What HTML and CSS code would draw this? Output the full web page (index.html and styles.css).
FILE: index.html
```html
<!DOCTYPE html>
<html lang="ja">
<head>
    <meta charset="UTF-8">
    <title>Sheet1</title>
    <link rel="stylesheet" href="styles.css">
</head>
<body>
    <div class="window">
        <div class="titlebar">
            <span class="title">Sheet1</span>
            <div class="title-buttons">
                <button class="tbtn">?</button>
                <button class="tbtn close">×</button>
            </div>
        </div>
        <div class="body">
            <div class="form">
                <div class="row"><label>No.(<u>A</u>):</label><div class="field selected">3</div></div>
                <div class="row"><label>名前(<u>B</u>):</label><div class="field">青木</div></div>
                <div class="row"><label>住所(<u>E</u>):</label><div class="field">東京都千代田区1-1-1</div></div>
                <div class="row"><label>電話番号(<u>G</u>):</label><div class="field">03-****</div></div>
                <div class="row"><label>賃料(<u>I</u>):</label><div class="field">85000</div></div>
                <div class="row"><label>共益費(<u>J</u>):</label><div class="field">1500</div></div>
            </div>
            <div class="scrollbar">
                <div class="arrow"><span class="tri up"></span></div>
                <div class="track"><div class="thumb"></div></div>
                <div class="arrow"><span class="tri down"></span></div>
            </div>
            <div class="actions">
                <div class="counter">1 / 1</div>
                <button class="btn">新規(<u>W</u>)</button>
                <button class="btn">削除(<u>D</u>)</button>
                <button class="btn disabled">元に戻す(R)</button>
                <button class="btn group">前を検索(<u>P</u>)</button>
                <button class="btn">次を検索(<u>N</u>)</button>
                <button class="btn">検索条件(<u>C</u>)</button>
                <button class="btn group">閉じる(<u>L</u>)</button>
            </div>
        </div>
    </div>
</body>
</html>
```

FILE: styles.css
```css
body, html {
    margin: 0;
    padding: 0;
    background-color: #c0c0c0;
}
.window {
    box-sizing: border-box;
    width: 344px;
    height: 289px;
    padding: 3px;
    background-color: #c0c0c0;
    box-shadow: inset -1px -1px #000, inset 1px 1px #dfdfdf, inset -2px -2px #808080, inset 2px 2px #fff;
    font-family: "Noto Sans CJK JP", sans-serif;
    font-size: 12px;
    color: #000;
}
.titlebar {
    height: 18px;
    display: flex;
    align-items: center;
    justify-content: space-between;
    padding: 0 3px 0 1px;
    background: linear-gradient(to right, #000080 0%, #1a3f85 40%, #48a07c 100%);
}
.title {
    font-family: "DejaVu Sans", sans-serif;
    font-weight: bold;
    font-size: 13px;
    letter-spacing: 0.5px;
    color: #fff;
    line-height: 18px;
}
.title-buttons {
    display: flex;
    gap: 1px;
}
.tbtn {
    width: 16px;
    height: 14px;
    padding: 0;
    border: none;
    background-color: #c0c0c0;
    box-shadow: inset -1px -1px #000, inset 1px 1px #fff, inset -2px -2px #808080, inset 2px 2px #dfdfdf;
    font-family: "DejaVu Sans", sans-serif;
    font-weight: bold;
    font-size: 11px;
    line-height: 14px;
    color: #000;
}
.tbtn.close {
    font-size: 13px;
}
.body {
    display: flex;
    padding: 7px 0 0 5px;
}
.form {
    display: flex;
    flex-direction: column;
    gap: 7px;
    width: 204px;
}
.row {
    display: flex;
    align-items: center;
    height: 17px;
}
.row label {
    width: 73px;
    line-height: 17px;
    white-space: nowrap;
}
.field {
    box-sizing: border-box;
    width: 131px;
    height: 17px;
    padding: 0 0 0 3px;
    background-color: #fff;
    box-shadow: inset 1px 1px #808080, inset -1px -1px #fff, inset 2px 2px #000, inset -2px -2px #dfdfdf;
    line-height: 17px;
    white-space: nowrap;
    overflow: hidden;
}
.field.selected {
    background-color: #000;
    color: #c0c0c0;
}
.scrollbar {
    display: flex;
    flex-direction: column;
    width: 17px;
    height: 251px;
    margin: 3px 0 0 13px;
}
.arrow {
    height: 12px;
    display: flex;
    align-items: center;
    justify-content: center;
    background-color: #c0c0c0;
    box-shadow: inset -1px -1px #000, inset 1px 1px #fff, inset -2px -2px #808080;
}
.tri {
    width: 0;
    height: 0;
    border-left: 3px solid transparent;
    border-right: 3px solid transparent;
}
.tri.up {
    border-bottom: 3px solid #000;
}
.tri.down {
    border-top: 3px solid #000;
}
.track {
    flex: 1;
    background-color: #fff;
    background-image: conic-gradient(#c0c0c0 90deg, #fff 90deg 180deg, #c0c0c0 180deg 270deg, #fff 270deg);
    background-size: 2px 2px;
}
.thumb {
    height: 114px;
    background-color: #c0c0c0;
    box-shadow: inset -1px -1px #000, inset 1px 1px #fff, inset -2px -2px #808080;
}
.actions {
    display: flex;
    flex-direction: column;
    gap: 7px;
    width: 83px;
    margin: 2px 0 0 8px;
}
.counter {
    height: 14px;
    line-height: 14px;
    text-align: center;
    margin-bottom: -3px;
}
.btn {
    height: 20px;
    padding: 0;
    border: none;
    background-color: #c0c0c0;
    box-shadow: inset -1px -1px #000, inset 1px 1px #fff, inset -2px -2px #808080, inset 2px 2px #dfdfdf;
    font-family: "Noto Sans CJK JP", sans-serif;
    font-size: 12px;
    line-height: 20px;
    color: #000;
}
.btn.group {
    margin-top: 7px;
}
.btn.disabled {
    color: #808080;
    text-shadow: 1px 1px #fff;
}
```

= = = =

→ Written task: List all lines where "styles" occurs.

→ Task answer:
What HTML and CSS code would draw this? Output the full web page (index.html and styles.css).
    <link rel="stylesheet" href="styles.css">
FILE: styles.css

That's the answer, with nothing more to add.